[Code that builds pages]
╔══
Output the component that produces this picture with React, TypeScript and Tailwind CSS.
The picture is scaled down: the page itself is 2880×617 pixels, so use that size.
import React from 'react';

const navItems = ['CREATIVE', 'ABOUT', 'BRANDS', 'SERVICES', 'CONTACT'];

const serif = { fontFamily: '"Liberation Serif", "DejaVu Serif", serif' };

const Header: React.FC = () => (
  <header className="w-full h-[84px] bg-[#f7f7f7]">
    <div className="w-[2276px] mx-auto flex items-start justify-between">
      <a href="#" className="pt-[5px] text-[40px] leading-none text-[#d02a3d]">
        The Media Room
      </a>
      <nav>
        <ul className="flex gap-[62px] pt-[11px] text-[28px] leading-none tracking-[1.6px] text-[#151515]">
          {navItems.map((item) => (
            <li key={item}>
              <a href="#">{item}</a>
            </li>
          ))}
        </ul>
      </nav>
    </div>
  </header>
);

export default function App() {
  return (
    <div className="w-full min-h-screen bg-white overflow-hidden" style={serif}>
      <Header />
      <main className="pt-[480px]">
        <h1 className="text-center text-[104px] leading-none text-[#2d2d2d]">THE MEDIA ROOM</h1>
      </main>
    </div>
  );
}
╚══
╔══
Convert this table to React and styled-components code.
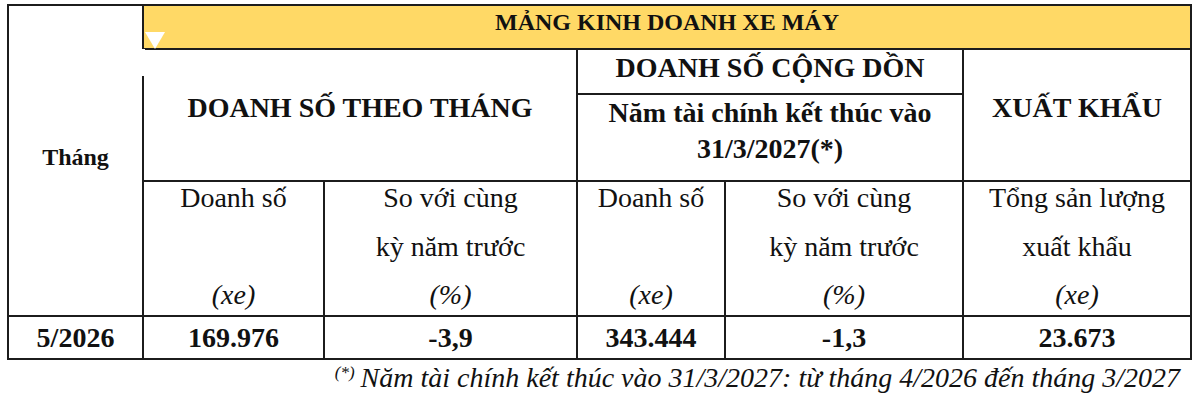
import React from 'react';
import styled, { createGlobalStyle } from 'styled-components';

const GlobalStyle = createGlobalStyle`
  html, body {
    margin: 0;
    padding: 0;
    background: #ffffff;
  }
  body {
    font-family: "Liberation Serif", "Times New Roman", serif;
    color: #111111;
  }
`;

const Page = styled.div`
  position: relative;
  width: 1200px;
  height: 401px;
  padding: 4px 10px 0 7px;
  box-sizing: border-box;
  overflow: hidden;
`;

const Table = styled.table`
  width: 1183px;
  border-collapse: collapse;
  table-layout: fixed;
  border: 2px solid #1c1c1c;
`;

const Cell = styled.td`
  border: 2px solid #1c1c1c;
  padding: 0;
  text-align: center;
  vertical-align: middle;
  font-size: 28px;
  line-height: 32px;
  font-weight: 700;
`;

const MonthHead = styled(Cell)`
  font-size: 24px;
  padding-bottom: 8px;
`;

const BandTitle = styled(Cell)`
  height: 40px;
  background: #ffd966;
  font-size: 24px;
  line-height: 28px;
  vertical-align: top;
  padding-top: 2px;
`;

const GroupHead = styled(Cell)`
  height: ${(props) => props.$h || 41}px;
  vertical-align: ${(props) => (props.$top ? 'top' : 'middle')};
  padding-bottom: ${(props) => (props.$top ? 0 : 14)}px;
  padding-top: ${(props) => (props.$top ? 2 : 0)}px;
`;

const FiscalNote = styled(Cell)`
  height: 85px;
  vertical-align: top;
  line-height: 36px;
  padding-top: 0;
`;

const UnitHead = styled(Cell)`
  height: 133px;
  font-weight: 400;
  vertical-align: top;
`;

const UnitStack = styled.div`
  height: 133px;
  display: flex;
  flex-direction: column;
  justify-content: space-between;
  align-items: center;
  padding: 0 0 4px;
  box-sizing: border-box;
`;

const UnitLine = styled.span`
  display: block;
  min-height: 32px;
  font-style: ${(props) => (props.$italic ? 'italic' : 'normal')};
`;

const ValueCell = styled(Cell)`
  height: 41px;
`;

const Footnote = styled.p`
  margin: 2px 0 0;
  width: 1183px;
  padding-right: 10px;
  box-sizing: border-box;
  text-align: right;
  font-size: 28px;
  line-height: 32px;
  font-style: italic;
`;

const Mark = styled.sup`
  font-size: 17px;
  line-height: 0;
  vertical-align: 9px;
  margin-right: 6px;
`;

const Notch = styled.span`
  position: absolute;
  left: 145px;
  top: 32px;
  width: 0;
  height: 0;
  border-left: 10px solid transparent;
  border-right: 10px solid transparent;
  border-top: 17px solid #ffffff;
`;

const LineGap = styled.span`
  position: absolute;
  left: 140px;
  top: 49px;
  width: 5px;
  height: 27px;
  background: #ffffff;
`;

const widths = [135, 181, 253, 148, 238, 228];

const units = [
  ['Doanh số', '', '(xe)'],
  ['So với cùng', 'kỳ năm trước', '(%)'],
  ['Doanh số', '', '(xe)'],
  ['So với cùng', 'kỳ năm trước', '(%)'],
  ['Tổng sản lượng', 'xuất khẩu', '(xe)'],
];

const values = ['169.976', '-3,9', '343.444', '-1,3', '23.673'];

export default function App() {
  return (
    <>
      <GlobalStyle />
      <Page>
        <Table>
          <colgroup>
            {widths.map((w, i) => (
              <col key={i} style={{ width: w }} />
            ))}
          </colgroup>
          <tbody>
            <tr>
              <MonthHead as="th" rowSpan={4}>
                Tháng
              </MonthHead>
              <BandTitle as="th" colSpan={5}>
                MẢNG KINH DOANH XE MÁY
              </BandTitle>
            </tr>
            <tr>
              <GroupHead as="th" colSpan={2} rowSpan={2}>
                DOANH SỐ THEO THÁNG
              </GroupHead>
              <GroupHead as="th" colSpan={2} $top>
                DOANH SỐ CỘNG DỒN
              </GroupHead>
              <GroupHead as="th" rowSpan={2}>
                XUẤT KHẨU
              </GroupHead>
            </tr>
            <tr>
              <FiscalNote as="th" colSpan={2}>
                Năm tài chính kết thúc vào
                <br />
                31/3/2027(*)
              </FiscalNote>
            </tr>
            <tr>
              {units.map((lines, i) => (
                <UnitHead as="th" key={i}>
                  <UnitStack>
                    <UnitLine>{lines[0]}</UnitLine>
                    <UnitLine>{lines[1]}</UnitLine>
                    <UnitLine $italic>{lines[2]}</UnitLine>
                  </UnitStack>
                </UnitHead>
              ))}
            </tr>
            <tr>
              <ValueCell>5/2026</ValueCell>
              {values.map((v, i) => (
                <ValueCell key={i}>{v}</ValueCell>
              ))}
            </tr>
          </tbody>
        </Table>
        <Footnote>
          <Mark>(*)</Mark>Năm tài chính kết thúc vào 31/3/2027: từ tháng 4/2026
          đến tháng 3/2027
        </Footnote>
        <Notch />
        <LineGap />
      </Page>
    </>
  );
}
╚══
# Short task:
Report how many lines of the records above contain the word "React", and give only that number.

# Completed task:
5